MIAMI -- Alabama. Michigan. The Orange Bowl. Tradition will be in abundance on New Year's night at Pro Player Stadium.
The only thing missing will be the fans. The game is not a sellout, and thousands of no-shows are expected when fifth-ranked Alabama (10-2) faces eighth-ranked Michigan (9-2).
Orange Bowl executive director Keith Tribble blames competition from South Florida's professional teams, but the empty seats also might reflect a lack of interest nationwide. The Bowl Championship Series paired No. 1 Florida State against No. 2 Virginia Tech in the Sugar Bowl, and critics contend the system diminishes the stature of other games.
"It seems like there's one major bowl, and there's all the others," said Virginia Tech coach Frank Beamer.
This season, the Orange Bowl is one of the others -- a consolation contest. That's a step down for a game that has produced the national champion nine times since 1981.
The Crimson Tide and Wolverines say they don't mind. Even without a shot at No. 1, there's plenty of motivation to win, Alabama coach Mike DuBose said.
"You turn on the scoreboard to keep score," he said. "We're here with two objectives -- to have a good time, and to win."
Both teams are bidding for a top-five finish, an impressive accomplishment given the setbacks they suffered this season.

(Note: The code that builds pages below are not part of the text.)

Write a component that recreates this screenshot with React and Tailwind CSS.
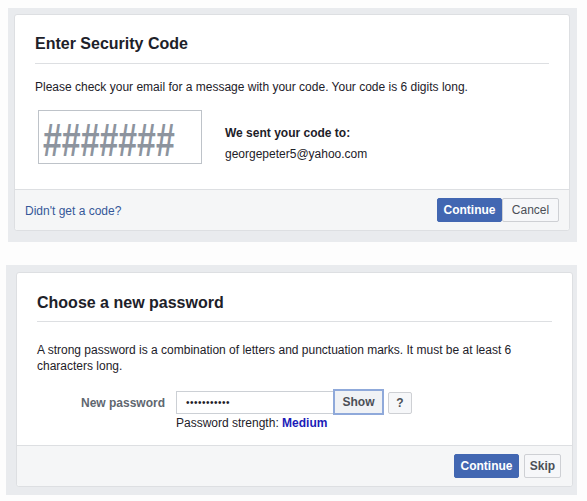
export default function App() {
  const font = { fontFamily: '"Liberation Sans", Arial, Helvetica, sans-serif' };
  return (
    <div className="w-[587px] h-[501px] bg-[#fdfdfd] overflow-hidden text-[#1d2129]" style={font}>
      {/* Top panel */}
      <div className="ml-[8px] mt-[8px] w-[569px] h-[234px] bg-[#e9ebee] pt-[6px] pl-[6px]">
        <div className="w-[556px] h-[217px] bg-white border border-[#dddfe2] rounded-[3px] flex flex-col">
          <div className="px-[20px] flex-1">
            <div className="h-[49px] border-b border-[#dddfe2] flex items-end pb-[9px]">
              <h2 className="text-[16px] font-bold leading-[20px] text-[#1d2129]">Enter Security Code</h2>
            </div>
            <p className="text-[12px] leading-[16px] mt-[15px]">
              Please check your email for a message with your code. Your code is 6 digits long.
            </p>
            <div className="flex mt-[15px] ml-[3px]">
              <div className="w-[164px] h-[54px] border border-[#bec3c9] flex items-center pl-[4px] overflow-hidden">
                <span className="inline-block text-[47px] font-bold leading-none text-[#8d949e] mt-[4px] scale-x-[0.72] origin-left whitespace-nowrap">#######</span>
              </div>
              <div className="ml-[23px] mt-[13px] text-[12px] leading-[21px]">
                <div className="font-bold">We sent your code to:</div>
                <div>georgepeter5@yahoo.com</div>
              </div>
            </div>
          </div>
          <div className="h-[41px] bg-[#f5f6f7] border-t border-[#dddfe2] flex items-center justify-between pl-[10px] pr-[10px] rounded-b-[3px]">
            <a className="text-[12px] text-[#365899] mt-[1px]">Didn't get a code?</a>
            <div className="flex">
              <button className="h-[24px] w-[65px] bg-[#4267b2] border border-[#4267b2] text-white text-[12px] font-bold rounded-[2px]" style={font}>Continue</button>
              <button className="h-[24px] w-[57px] bg-[#f6f7f9] border border-[#ced0d4] text-[#4b4f56] text-[12px] rounded-[2px]" style={font}>Cancel</button>
            </div>
          </div>
        </div>
      </div>

      {/* Bottom panel */}
      <div className="ml-[6px] mt-[23px] w-[571px] h-[230px] bg-[#e9ebee] pt-[7px] pl-[10px]">
        <div className="w-[557px] h-[215px] bg-white border border-[#dddfe2] rounded-[3px] flex flex-col">
          <div className="px-[20px] flex-1">
            <div className="h-[49px] border-b border-[#dddfe2] flex items-end pb-[8px]">
              <h2 className="text-[16px] font-bold leading-[20px] text-[#1d2129]">Choose a new password</h2>
            </div>
            <p className="text-[12px] leading-[16px] mt-[20px]">
              A strong password is a combination of letters and punctuation marks. It must be at least 6
              <br />
              characters long.
            </p>
            <div className="flex mt-[15px]">
              <div className="w-[129px] text-right text-[12px] font-bold text-[#606770] mt-[5px] pr-[1px]">New password</div>
              <div className="ml-[10px]">
                <div className="flex items-center">
                  <div className="w-[157px] h-[23px] border border-[#ccd0d5] border-r-0 flex items-center pl-[9px] text-[10px] tracking-[0.5px] text-[#1d2129]">•••••••••••</div>
                  <button className="w-[51px] h-[26px] bg-[#f0f2f5] border-2 border-[#8fa9da] text-[#4b4f56] text-[12px] font-bold" style={font}>Show</button>
                  <button className="ml-[4px] mt-[2px] w-[24px] h-[22px] bg-[#f6f7f9] border border-[#ced0d4] text-[#4b4f56] text-[12px] font-bold rounded-[2px]" style={font}>?</button>
                </div>
                <div className="text-[12px] leading-[16px]">
                  Password strength: <span className="font-bold text-[#1c1cb8]">Medium</span>
                </div>
              </div>
            </div>
          </div>
          <div className="h-[41px] bg-[#f5f6f7] border-t border-[#dddfe2] flex items-center justify-end pr-[11px] rounded-b-[3px]">
            <button className="h-[24px] w-[65px] bg-[#4267b2] border border-[#4267b2] text-white text-[12px] font-bold rounded-[2px]" style={font}>Continue</button>
            <button className="ml-[5px] h-[24px] w-[37px] bg-[#f6f7f9] border border-[#ced0d4] text-[#4b4f56] text-[12px] font-bold rounded-[2px]" style={font}>Skip</button>
          </div>
        </div>
      </div>
    </div>
  );
}
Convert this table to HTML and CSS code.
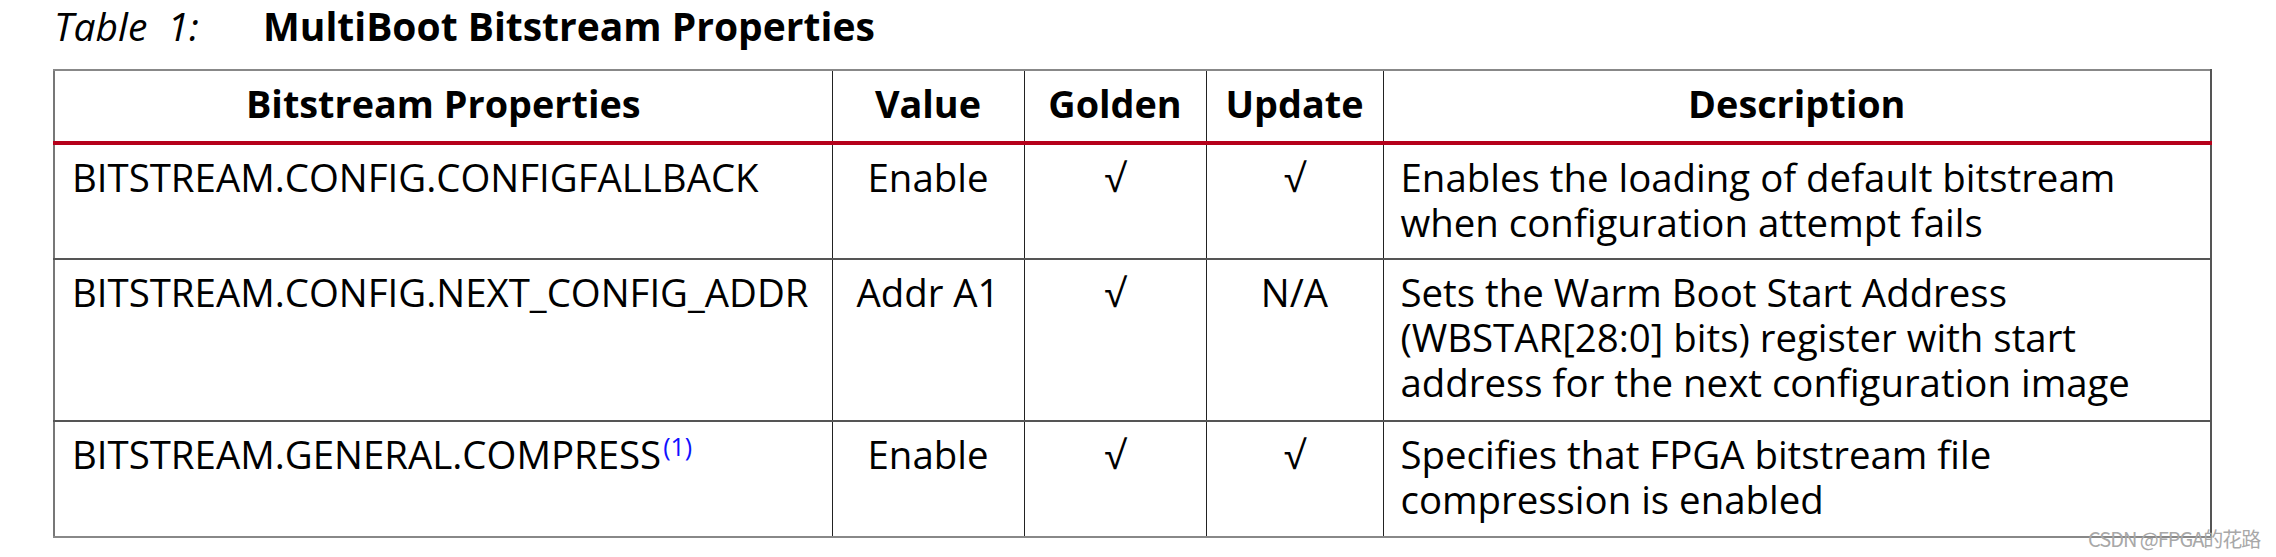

Alabama, already reeling from a sexual harassment scandal involving DuBose, lost Sept. 18 to Louisiana Tech and fell out of the top 25. The Crimson Tide regrouped, went 8-1 the rest way and beat Florida twice, including 34-7 in the Southeastern Conference championship game.
"Anyone who has watched Alabama, from the way they started the season, it says a lot about the kind of kids they have," said Michigan coach Lloyd Carr. "In a place like Alabama and Michigan, anytime you lose there's tremendous unrest, with criticism and speculation and all of the things that go into not living up to expectations.
"It takes a special toughness to maintain your course, stay with the things you believe in and continue to support each other. In those same circumstances you see a lot of teams fall apart. That team did not do that."
The same is true of the Wolverines. They lost back-to-back games at midseason to Michigan State and Illinois, then finished with four consecutive wins, including victories over Penn State and Ohio State to close the regular season.
The Wolverines, led by two-year starter Tom Brady at quarterback, probably will have to throw to win. Alabama ranked second in the nation in rushing defense, and allowed only 3.1 yards per carry.
"No one has run the ball against them," Carr said.
For Michigan's defense, the challenge will be to stop the run. Senior running back Shaun Alexander, the SEC player of the year, has scored 50 touchdowns for Alabama and wants to cap his career with one last big game.
The Wolverines won the national championship two years ago, but skeptics say this season's team is fortunate to be playing in a New Year's Day game. Six times Michigan won by a touchdown or less.
"We've got something to prove," said receiver Marcus Knight. "A lot of people don't believe we should be here."
For the Crimson Tide, the motivation is to show that they're on the rise following probation in the mid-1990s. This is the Tide's 50th bowl game, an NCAA record, but their first in a major bowl since they beat Miami in the Sugar to win the 1992 national championship.
Said defensive tackle Cornelius Griffin: "This is another step to getting our program back on top."